Part 1: Agile Database Development
Business needs are the most significant driver of change. The ability to do more with less and offer accelerated delivery is what differentiates successful, world-class companies from the rest.
If your competitor can deliver relevant features, faster and with better quality, you’re eventually going to lose market share. Agile development was born from the need to move more rapidly and deal with ever-changing requirements, while ensuring optimum quality in spite of resource constraints.
The waterfall methodology‘s big release concept doesn’t cut it anymore – you just can’t wait six months until the next roll-out or release. Agile database development methodology on the other hand is built for more rapid, smaller, and more iterative releases, allowing the development team to complete them faster.
Of course, the impact radius of changes is also far less than with bigger, more waterfall releases. Agility is what is expected from technology companies and IT divisions to support their business needs.
The next natural step was to link development with operations. Voilà, there’s DevOps!
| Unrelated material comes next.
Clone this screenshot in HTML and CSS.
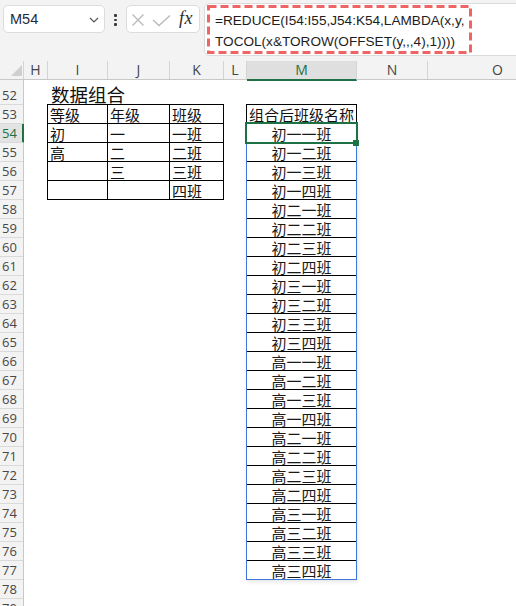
FILE: index.html
```html
<!DOCTYPE html>
<html lang="zh-CN">
<head>
<meta charset="utf-8">
<title>数据组合</title>
<link rel="stylesheet" href="styles.css">
</head>
<body>
<div class="app">
  <div class="formula-bar">
    <div class="namebox">
      <span class="ref">M54</span>
      <svg class="chev" width="10" height="6" viewBox="0 0 10 6"><path d="M1 1 L5 5 L9 1" fill="none" stroke="#555" stroke-width="1.2"/></svg>
    </div>
    <div class="dots"><i></i><i></i><i></i></div>
    <div class="fxbox">
      <svg class="fxicons" width="48" height="26" viewBox="0 0 48 26">
        <path d="M5.5 8.5 L16.5 19.5 M16.5 8.5 L5.5 19.5" stroke="#b9b9b9" stroke-width="1.3" fill="none"/>
        <path d="M26 14 L32 19.5 L43 9.5" stroke="#b9b9b9" stroke-width="1.3" fill="none"/>
      </svg>
      <span class="fx">fx</span>
    </div>
    <div class="formula">
      <div class="ftext">=REDUCE(I54:I55,J54:K54,LAMBDA(x,y,<br>TOCOL(x&amp;TOROW(OFFSET(y,,,4),1))))</div>
      <svg class="mark" width="265" height="49" viewBox="0 0 265 49"><rect x="1.5" y="1.5" width="262" height="46" fill="none" stroke="#ef6464" stroke-width="3" stroke-dasharray="8 4"/></svg>
    </div>
  </div>

  <div class="colheads">
    <div class="corner"><svg width="23" height="18" viewBox="0 0 23 18"><path d="M22 4 L22 15 L11 15 Z" fill="#cfcfcf"/></svg></div>
    <div class="ch c-h">H</div>
    <div class="ch c-i">I</div>
    <div class="ch c-j">J</div>
    <div class="ch c-k">K</div>
    <div class="ch c-l">L</div>
    <div class="ch c-m sel">M</div>
    <div class="ch c-n">N</div>
    <div class="ch c-o">O</div>
  </div>

  <div class="sheet">
    <div class="rowheads">
      <div class="rh r-tall">52</div>
      <div class="rh">53</div>
      <div class="rh sel">54</div>
      <div class="rh">55</div>
      <div class="rh">56</div>
      <div class="rh">57</div>
      <div class="rh">58</div>
      <div class="rh">59</div>
      <div class="rh">60</div>
      <div class="rh">61</div>
      <div class="rh">62</div>
      <div class="rh">63</div>
      <div class="rh">64</div>
      <div class="rh">65</div>
      <div class="rh">66</div>
      <div class="rh">67</div>
      <div class="rh">68</div>
      <div class="rh">69</div>
      <div class="rh">70</div>
      <div class="rh">71</div>
      <div class="rh">72</div>
      <div class="rh">73</div>
      <div class="rh">74</div>
      <div class="rh">75</div>
      <div class="rh">76</div>
      <div class="rh">77</div>
      <div class="rh">78</div>
      <div class="rh">79</div>
    </div>

    <div class="cells">
      <div class="block-left">
        <div class="title">数据组合</div>
        <div class="tbl">
          <div class="td">等级</div><div class="td">年级</div><div class="td">班级</div>
          <div class="td">初</div><div class="td">一</div><div class="td">一班</div>
          <div class="td">高</div><div class="td">二</div><div class="td">二班</div>
          <div class="td"></div><div class="td">三</div><div class="td">三班</div>
          <div class="td"></div><div class="td"></div><div class="td">四班</div>
        </div>
      </div>

      <div class="block-m">
        <div class="mhead">组合后班级名称</div>
        <div class="spill">
          <div class="sc active-cell">初一一班<span class="active"></span><span class="handle"></span></div>
          <div class="sc">初一二班</div>
          <div class="sc">初一三班</div>
          <div class="sc">初一四班</div>
          <div class="sc">初二一班</div>
          <div class="sc">初二二班</div>
          <div class="sc">初二三班</div>
          <div class="sc">初二四班</div>
          <div class="sc">初三一班</div>
          <div class="sc">初三二班</div>
          <div class="sc">初三三班</div>
          <div class="sc">初三四班</div>
          <div class="sc">高一一班</div>
          <div class="sc">高一二班</div>
          <div class="sc">高一三班</div>
          <div class="sc">高一四班</div>
          <div class="sc">高二一班</div>
          <div class="sc">高二二班</div>
          <div class="sc">高二三班</div>
          <div class="sc">高二四班</div>
          <div class="sc">高三一班</div>
          <div class="sc">高三二班</div>
          <div class="sc">高三三班</div>
          <div class="sc">高三四班</div>
        </div>
      </div>
    </div>
  </div>
</div>
</body>
</html>
```

FILE: styles.css
```css
* { box-sizing: border-box; }

html, body {
  margin: 0;
  padding: 0;
  background: #ffffff;
}

.app {
  width: 516px;
  height: 606px;
  overflow: hidden;
  background: #ffffff;
  font-family: "Noto Sans CJK SC", "Noto Sans", sans-serif;
}

/* ---------- formula bar ---------- */
.formula-bar {
  height: 61px;
  background: #f3f3f3;
  display: flex;
  align-items: flex-start;
  padding-left: 3px;
}

.namebox {
  margin-top: 5px;
  width: 102px;
  height: 28px;
  background: #ffffff;
  border: 1px solid #dcdcdc;
  border-radius: 5px;
  display: flex;
  align-items: center;
  justify-content: space-between;
  padding: 0 5px 0 6px;
}

.ref {
  font-family: "Liberation Sans", Arial, sans-serif;
  font-size: 14.5px;
  color: #1f2a3a;
  line-height: 18px;
}

.chev {
  display: block;
  margin-top: 2px;
}

.dots {
  width: 21px;
  margin-top: 14px;
  display: flex;
  flex-direction: column;
  align-items: center;
  gap: 2px;
}

.dots i {
  display: block;
  width: 2.5px;
  height: 2.5px;
  background: #3a3a3a;
  border-radius: 1px;
}

.fxbox {
  margin-top: 5px;
  width: 74px;
  height: 28px;
  background: #ffffff;
  border: 1px solid #dcdcdc;
  border-radius: 5px;
  display: flex;
  align-items: flex-start;
}

.fxicons {
  display: block;
}

.fx {
  font-family: "Liberation Serif", "Times New Roman", serif;
  font-style: italic;
  font-size: 18px;
  line-height: 24px;
  color: #2c2c2c;
  margin-left: 4px;
  letter-spacing: 0.5px;
}

.formula {
  position: relative;
  flex: 1;
  margin-left: 4px;
  margin-top: 3px;
  margin-right: -12px;
  height: 53px;
  background: #ffffff;
  border: 1px solid #dcdcdc;
  border-radius: 5px;
  padding: 6px 0 0 10px;
}

.ftext {
  font-family: "Liberation Sans", Arial, sans-serif;
  font-size: 13.6px;
  line-height: 21px;
  color: #1e1e1e;
  white-space: nowrap;
}

.mark {
  position: absolute;
  left: 2px;
  top: 1px;
  display: block;
}

/* ---------- column headers ---------- */
.colheads {
  display: flex;
  height: 19px;
  background: #f3f3f3;
  border-bottom: 1px solid #c8c8c8;
  font-family: "Open Sans", "Noto Sans", sans-serif;
  font-size: 14px;
  color: #444444;
}

.corner {
  flex: none;
  width: 24px;
  height: 18px;
  border-right: 1px solid #d4d4d4;
}

.corner svg { display: block; }

.ch {
  flex: none;
  height: 18px;
  line-height: 18px;
  text-align: center;
  border-right: 1px solid #d4d4d4;
}

.c-h { width: 24px; }
.c-i { width: 60px; }
.c-j { width: 62px; }
.c-k { width: 54px; }
.c-l { width: 23px; }
.c-m { width: 110px; }
.c-n { width: 71px; }
.c-o { width: 140px; }

.ch.sel {
  background: #dfdfdf;
  color: #1e7145;
  height: 20px;
  line-height: 18px;
  border-bottom: 2px solid #1e7145;
  margin-bottom: -1px;
}

/* ---------- sheet ---------- */
.sheet {
  display: flex;
  align-items: flex-start;
}

.rowheads {
  flex: none;
  width: 24px;
  background: #f3f3f3;
  border-right: 1px solid #c8c8c8;
  font-family: "Open Sans", "Noto Sans", sans-serif;
  font-size: 13px;
  color: #474747;
}

.rh {
  height: 19px;
  border-bottom: 1px solid #dadada;
  display: flex;
  align-items: flex-end;
  line-height: 18px;
  padding-left: 2px;
}

.rh.r-tall { height: 25px; }

.rh.sel {
  background: #e3e3e3;
  color: #1e7145;
  box-shadow: inset -1px 0 0 #1e7145;
  margin-right: -1px;
  border-right: 1px solid #1e7145;
}

.cells {
  display: flex;
  align-items: flex-start;
  padding-left: 23px;
  color: #111111;
}

.block-left {
  flex: none;
  width: 177px;
}

.title {
  height: 24px;
  display: flex;
  align-items: flex-end;
  padding-left: 4px;
  font-size: 18.5px;
  line-height: 20px;
}

.tbl {
  display: grid;
  grid-template-columns: 60px 62px 54px;
  border-left: 1px solid #000000;
  border-top: 1px solid #000000;
}

.td {
  height: 19px;
  border-right: 1px solid #000000;
  border-bottom: 1px solid #000000;
  display: flex;
  align-items: flex-end;
  padding-left: 2px;
  font-size: 15px;
  line-height: 16px;
}

.block-m {
  flex: none;
  width: 111px;
  margin-left: 22px;
  margin-top: 24px;
}

.mhead {
  height: 20px;
  border: 1px solid #000000;
  display: flex;
  align-items: flex-end;
  padding-left: 2px;
  font-size: 15px;
  line-height: 16px;
  white-space: nowrap;
}

.spill {
  border-left: 1px solid #3c78d8;
  border-right: 1px solid #3c78d8;
  border-bottom: 1px solid #3c78d8;
  box-shadow: 1px 2px 4px rgba(0, 0, 0, 0.10);
}

.sc {
  position: relative;
  height: 19px;
  border-bottom: 1px solid #000000;
  display: flex;
  align-items: flex-end;
  justify-content: center;
  font-size: 15px;
  line-height: 16px;
  color: #1a1a1a;
}

.sc:last-child {
  height: 18px;
  border-bottom: none;
}

.active {
  position: absolute;
  left: -2px;
  top: -2px;
  right: -2px;
  bottom: -2px;
  border: 2px solid #1e7145;
  z-index: 2;
}

.handle {
  position: absolute;
  width: 6px;
  height: 6px;
  right: -3px;
  bottom: -4px;
  background: #1e7145;
  z-index: 3;
}
```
To effectively master Agile sprint deployments and to practice DevOps, you need to be able to implement deployment and process automation internally within development and QA, or to production. Otherwise, deployments and releases will require manual steps and processes, which lack repeatability, are prone to human error, and cannot be executed with high frequency.
The automation required is based on a version control repository that manages all software assets ready to be built (compiled) and then deployed (executed) to the next environment.
Of course, all these principles apply equally across the IT landscape. Databases, for example, long neglected in terms of management innovation and process supporting software, should be beholden to the same agile and DevOps norms.
In terms of agile database development lifecycle, the build process starts by cleaning the working space and getting the relevant files from the version control repository. This is a critical phase that prevents out-of-process changes, such as occur when developers save their changes directly in the build server working space, instead of checking-in their changes to the database version control repository.
This example may sound absurd because developers should know that if they do so, their changes will be lost, as the technological structure enforces the process. Shoulda coulda woulda, but it happens.
This phase also prevents the build phase from taking work-in-progress changes by referring to only those changes that were submitted to the version control repository in a check-in process. The version control repository acts as the single source of truth.